### Information provided

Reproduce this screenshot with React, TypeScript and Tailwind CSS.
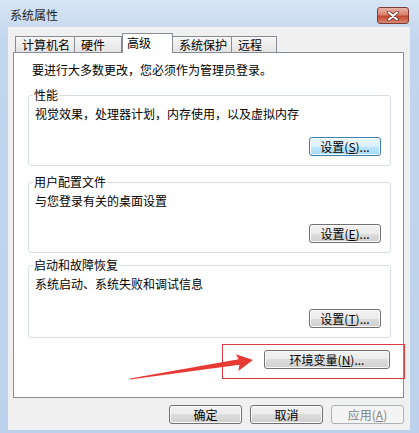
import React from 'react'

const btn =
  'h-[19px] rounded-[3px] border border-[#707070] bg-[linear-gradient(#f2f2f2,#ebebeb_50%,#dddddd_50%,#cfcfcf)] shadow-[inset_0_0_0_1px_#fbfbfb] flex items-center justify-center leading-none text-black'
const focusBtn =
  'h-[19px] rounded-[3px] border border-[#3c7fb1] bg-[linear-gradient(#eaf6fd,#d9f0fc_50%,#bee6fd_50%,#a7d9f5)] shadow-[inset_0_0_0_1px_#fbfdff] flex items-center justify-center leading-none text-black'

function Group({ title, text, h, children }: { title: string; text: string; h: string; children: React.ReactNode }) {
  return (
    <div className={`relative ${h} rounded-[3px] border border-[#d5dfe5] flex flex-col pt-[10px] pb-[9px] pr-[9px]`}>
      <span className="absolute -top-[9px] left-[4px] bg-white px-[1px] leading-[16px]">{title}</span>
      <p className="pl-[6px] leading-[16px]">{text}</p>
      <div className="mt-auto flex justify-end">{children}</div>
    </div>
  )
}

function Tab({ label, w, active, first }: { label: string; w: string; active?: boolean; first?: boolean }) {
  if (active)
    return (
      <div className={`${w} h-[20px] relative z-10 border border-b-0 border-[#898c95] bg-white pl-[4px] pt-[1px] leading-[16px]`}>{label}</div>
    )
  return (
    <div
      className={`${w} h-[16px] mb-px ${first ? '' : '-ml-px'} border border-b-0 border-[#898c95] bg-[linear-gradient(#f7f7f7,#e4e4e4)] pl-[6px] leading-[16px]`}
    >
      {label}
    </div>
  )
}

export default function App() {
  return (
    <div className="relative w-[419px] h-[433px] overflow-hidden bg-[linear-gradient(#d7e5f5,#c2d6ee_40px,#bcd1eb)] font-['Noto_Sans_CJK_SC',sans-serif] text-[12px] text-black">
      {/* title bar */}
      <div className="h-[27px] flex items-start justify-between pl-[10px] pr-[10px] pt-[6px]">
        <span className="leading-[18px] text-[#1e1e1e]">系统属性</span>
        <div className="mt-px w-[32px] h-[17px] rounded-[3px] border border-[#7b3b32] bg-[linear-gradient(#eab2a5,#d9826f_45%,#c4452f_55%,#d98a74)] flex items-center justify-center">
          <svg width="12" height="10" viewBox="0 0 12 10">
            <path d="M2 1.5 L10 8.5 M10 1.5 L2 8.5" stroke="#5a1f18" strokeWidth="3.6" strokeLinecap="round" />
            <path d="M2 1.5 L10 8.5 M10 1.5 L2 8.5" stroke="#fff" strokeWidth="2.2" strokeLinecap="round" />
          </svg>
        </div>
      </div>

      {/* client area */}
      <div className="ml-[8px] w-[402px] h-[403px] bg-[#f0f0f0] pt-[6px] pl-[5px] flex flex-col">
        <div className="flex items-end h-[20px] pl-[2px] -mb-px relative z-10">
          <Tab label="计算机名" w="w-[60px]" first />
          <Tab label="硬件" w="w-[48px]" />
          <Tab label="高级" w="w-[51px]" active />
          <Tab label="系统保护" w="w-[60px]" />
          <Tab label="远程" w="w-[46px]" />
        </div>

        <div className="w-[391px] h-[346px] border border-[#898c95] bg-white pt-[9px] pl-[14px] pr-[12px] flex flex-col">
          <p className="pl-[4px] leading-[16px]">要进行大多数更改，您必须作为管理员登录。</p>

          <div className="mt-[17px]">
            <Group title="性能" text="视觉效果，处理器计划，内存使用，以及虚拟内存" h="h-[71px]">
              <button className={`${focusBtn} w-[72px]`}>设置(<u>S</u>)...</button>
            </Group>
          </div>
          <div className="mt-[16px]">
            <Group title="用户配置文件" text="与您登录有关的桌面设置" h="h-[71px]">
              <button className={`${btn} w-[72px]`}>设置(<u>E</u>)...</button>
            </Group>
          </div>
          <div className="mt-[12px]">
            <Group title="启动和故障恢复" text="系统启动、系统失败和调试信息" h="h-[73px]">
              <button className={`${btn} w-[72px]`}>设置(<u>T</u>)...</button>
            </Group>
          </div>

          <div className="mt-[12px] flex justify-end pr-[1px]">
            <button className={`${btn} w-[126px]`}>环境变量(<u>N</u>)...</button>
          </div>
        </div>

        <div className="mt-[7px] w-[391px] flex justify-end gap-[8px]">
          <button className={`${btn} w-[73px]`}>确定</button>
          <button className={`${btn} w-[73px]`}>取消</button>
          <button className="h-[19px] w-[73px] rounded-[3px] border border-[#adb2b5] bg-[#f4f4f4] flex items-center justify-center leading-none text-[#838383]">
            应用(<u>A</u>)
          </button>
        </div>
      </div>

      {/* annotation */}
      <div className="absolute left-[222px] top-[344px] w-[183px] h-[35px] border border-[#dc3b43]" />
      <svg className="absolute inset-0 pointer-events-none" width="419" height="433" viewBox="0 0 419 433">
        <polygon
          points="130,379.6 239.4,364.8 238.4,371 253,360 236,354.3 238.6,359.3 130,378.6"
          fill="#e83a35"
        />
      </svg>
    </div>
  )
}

######

Give again, exactly, the lines from the start of the data through the one holding "rounded-[3px] border border-[#3c7fb1]"; omit the pictures.

**Answer to this problem:**
Reproduce this screenshot with React, TypeScript and Tailwind CSS.
import React from 'react'

const btn =
  'h-[19px] rounded-[3px] border border-[#707070] bg-[linear-gradient(#f2f2f2,#ebebeb_50%,#dddddd_50%,#cfcfcf)] shadow-[inset_0_0_0_1px_#fbfbfb] flex items-center justify-center leading-none text-black'
const focusBtn =
  'h-[19px] rounded-[3px] border border-[#3c7fb1] bg-[linear-gradient(#eaf6fd,#d9f0fc_50%,#bee6fd_50%,#a7d9f5)] shadow-[inset_0_0_0_1px_#fbfdff] flex items-center justify-center leading-none text-black'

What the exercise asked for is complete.